Looking for signs of life...

I had a terrible time with winter this year. I don't know why. I brought some things in (to the extent that the living room began to look like the inside of a crowded, jumbled arboretum--a riot of leggy tropical refugees). But I still felt a deep loss, a low rumbling sorrow for the darkness and the bitter cold that was moving in, killing off the colors of late summer.

And since I believed that the back yard was the place I felt most myself, most at home on the planet, I couldn't help noticing my awkward but determined withdrawal into the shell of the house.

When a warm day wafted in last weekend, I nudged myself out. To touch things. To water. To sit with the Marigold skeletons and Echinacea bones. What a healing experience that was... to discover so many things stirring. Hearty, clever plants I had even forgotten in my quick, desultory inventory of what might have survived...

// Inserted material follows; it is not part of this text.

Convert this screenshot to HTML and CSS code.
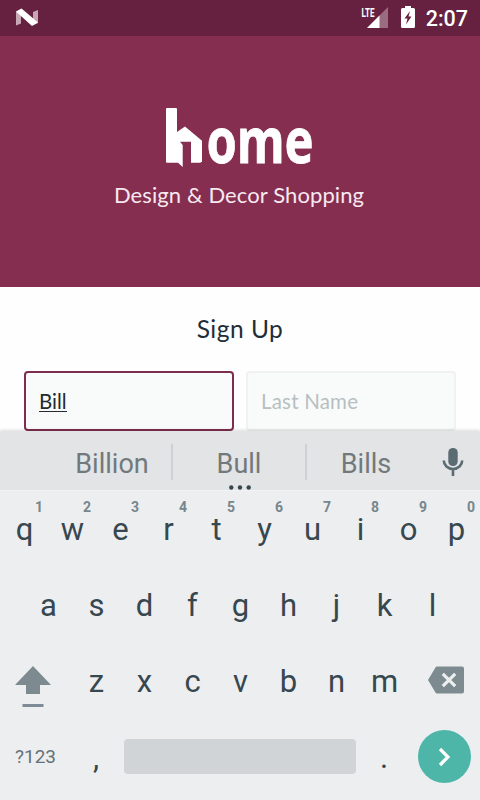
FILE: index.html
```html
<!DOCTYPE html>
<html lang="en">
<head>
<meta charset="utf-8">
<title>Home – Sign Up</title>
<link rel="stylesheet" href="styles.css">
</head>
<body>
<div class="status">
  <svg class="nougat" width="24" height="20" viewBox="0 0 24 20"><path d="M1 3.500L6 1.500V15.500L1 17.500z" fill="#c7a7b5"/><path d="M18 4L23 2V15L18 17z" fill="#c7a7b5"/><path d="M1 3.500L6.500 .5L23 14.500L17 18z" fill="#fff"/></svg>
  <svg class="signal" width="28" height="24" viewBox="0 0 28 24"><path d="M27 3V24H6z" fill="#9b6b80"/><path d="M18.500 11.500V24H6z" fill="#fff"/><text x="0.500" y="12.500" textLength="13" lengthAdjust="spacingAndGlyphs">LTE</text></svg>
  <svg class="battery" width="14" height="22" viewBox="0 0 14 22"><path d="M4 0H10V2H12.500Q14 2 14 3.500V20.500Q14 22 12.500 22H1.500Q0 22 0 20.500V3.500Q0 2 1.500 2H4z" fill="#fff"/><path d="M9 5L3.500 12.500H6.500L5 18.500L10.500 10.500H7.500z" fill="#65213f"/></svg>
  <span class="time">2:07</span>
</div>
<header class="hero">
  <svg class="logo" width="160" height="100" viewBox="160 87 160 100" role="img" aria-label="home">
    <path d="M166 109Q166 108 167 108H176Q177 108 177 109V132L185 126.500L202 140.700V162H201L200.500 162.800H191V141.700H180L182.700 145V167L178 162.800H167Q166 162.800 166 162z" fill="#fff"/>
    <text class="wordmark" x="206.500" y="162.500" textLength="107" lengthAdjust="spacingAndGlyphs">ome</text>
  </svg>
  <p class="tagline">Design &amp; Decor Shopping</p>
</header>
<main class="form">
  <h1>Sign Up</h1>
  <div class="fields">
    <div class="field active"><span>Bill</span></div>
    <div class="field empty"><span>Last Name</span></div>
  </div>
</main>
<section class="keyboard">
  <div class="suggest">
    <span class="word">Billion</span><i></i>
    <span class="word mid">Bull<svg class="dots" width="22" height="5" viewBox="0 0 22 5"><circle cx="2.300" cy="2.500" r="2.200"/><circle cx="11" cy="2.500" r="2.200"/><circle cx="19.700" cy="2.500" r="2.200"/></svg></span><i></i>
    <span class="word last">Bills</span>
    <svg class="mic" width="22" height="30" viewBox="0 0 22 30"><rect x="6.300" y="1" width="9.400" height="18" rx="4.500" fill="#5b6b72"/><path d="M1.800 13.500A9.200 8.500 0 0 0 20.200 13.500M11 22V29" fill="none" stroke="#5b6b72" stroke-width="2.600"/></svg>
  </div>
  <div class="row">
    <b>q<sup>1</sup></b><b>w<sup>2</sup></b><b>e<sup>3</sup></b><b>r<sup>4</sup></b><b>t<sup>5</sup></b><b>y<sup>6</sup></b><b>u<sup>7</sup></b><b>i<sup>8</sup></b><b>o<sup>9</sup></b><b>p<sup>0</sup></b>
  </div>
  <div class="row home-row">
    <b>a</b><b>s</b><b>d</b><b>f</b><b>g</b><b>h</b><b>j</b><b>k</b><b>l</b>
  </div>
  <div class="row">
    <span class="side shift"><svg width="36" height="43" viewBox="0 0 36 43"><path d="M18 1L36 20H25V29H11V20H0z" fill="#7d8b90"/><path d="M7.500 39H28.500V42H7.500z" fill="#7f8b97"/></svg></span>
    <b>z</b><b>x</b><b>c</b><b>v</b><b>b</b><b>n</b><b>m</b>
    <span class="side erase"><svg width="36" height="28" viewBox="0 0 36 28"><path d="M9 .5H34Q36 .5 36 2.500V25.500Q36 27.500 34 27.500H9Q8 27.500 7.500 26.500L0 14L7.500 1.500Q8 .5 9 .5z" fill="#7d8b90"/><path d="M14.800 7.800L27.200 20.200M27.200 7.800L14.800 20.200" stroke="#eceff0" stroke-width="3.200"/></svg></span>
  </div>
  <div class="row bottom">
    <span class="symbols">?123</span>
    <b>,</b>
    <span class="space"></span>
    <b class="period">.</b>
    <span class="go"><svg width="14" height="20" viewBox="0 0 14 20"><path d="M2 2L10 10L2 18" fill="none" stroke="#fff" stroke-width="3.200"/></svg></span>
  </div>
</section>
</body>
</html>
```
FILE: styles.css
```css
* { box-sizing: border-box; }
body {
  margin: 0;
  width: 480px;
  height: 800px;
  overflow: hidden;
  background: #fefefe;
  font-family: Roboto, sans-serif;
}
svg { display: block; flex: none; }

.status {
  display: flex;
  align-items: flex-start;
  height: 36px;
  padding: 6px 12px 0 15px;
  background: #65213f;
}
.nougat { margin-top: 2px; }
.signal { margin-left: auto; margin-top: -2px; }
.signal text { font: 700 13.5px Roboto, sans-serif; fill: #fff; }
.battery { margin-left: 12px; }
.time {
  margin-left: 11px;
  font-size: 21.5px;
  font-weight: 500;
  line-height: 26px;
  color: #fff;
}

.hero {
  display: flex;
  flex-direction: column;
  align-items: center;
  height: 251px;
  padding-top: 51px;
  background: #852e50;
}
.wordmark {
  font: 700 63px "Noto Sans", sans-serif;
  fill: #fff;
  stroke: #fff;
  stroke-width: .8;
}
.tagline {
  margin: -6px 0 0;
  padding-right: 2px;
  font: 400 22px/28px Lato, sans-serif;
  letter-spacing: .1px;
  color: #f7e9f0;
}

.form {
  height: 144px;
  padding: 26px 24px 0;
}
h1 {
  margin: 0;
  text-align: center;
  font: 400 24.5px/32px Lato, sans-serif;
  letter-spacing: .5px;
  color: #1f2d38;
}
.fields { display: flex; gap: 12px; margin-top: 26px; }
.field {
  width: 210px;
  height: 60px;
  padding: 14px 13px;
  border: 2px solid #f0f2f2;
  border-radius: 4px;
  background: #f9fbfb;
  font: 400 20.5px/28px Lato, sans-serif;
}
.active { border-color: #7d2d4d; color: #222b2d; }
.active span { display: inline-block; height: 25px; line-height: 28px; border-bottom: 1px solid #222b2d; }
.empty { color: #b7bfc1; letter-spacing: .2px; }

.keyboard {
  position: relative;
  height: 369px;
  background: #eceef0;
  box-shadow: 0 -1px 3px #0002;
}
.suggest {
  display: flex;
  align-items: center;
  height: 60px;
  padding-left: 53px;
  background: #e2e4e6;
  border-bottom: 1px solid #f0f2f3;
}
.suggest i { width: 2px; height: 36px; margin-top: 3px; background: #cdd1d3; }
.word {
  position: relative;
  width: 118px;
  padding-top: 7px;
  text-align: center;
  font-size: 27px;
  line-height: 32px;
  color: #71797c;
}
.word.mid { width: 132px; }
.word.last { width: 118px; }
.dots { position: absolute; left: 56px; top: 44px; fill: #37474f; }
.mic { margin-left: 17px; margin-right: 1px; margin-top: 3px; }

.row { display: flex; height: 76px; }
.row b {
  position: relative;
  width: 48px;
  padding: 21px 0 0 1px;
  text-align: center;
  font-size: 31px;
  font-weight: 400;
  line-height: 36px;
  color: #37474f;
}
.row sup {
  position: absolute;
  left: 31px;
  top: 8px;
  width: 16px;
  font-size: 14px;
  font-weight: 700;
  line-height: 16px;
  color: #78868b;
}
.home-row { padding-left: 24px; }
.side { width: 72px; }
.shift { padding: 22px 0 0 15px; }
.erase { padding: 23px 0 0 20px; }
.bottom b { padding: 21px 0 0; }
.symbols {
  width: 72px;
  padding: 26px 0 0 15px;
  font-size: 19px;
  line-height: 24px;
  color: #667277;
}
.space {
  width: 232px;
  height: 35px;
  margin: 20px 4px 0;
  border-radius: 4px;
  background: #d1d4d6;
}
.go {
  display: flex;
  align-items: center;
  justify-content: center;
  width: 53px;
  height: 53px;
  margin: 11px 0 0 10px;
  border-radius: 50%;
  background: #4eb5a9;
}
```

My Ex and I thought the upside-down terra cotta Armadillo planter was quirky and appealing. We bought it at a dumpy roadside shop full of odd but cheap Mexican imports. I planted something in it that wasn't very happy; it struggled. When I moved out, I took it with me. But only after it had been abandoned for a couple of months with my Ex, who was not a plant person. The little planter was dry dirt by the time I went back for it.

At some point, Gloria and I found some low-crawling, diminutive plants in one of our romantic wanderings at a local nursery and I planted those. They nestled on the gravel under my landlady's sprawling butterfly bushes, and began to spread out happily. Planter and plants have been thriving ever since. I've come to think of the clay rodent as my household goddess. Gloria refers to her as 'the roadkill.' Ahhh. Love.




I got down on my hands and knees. And sure enough, there they were. New spears of chive. Did they come from seed? Did the old plants overwinter? Am I looking at new growth from old roots?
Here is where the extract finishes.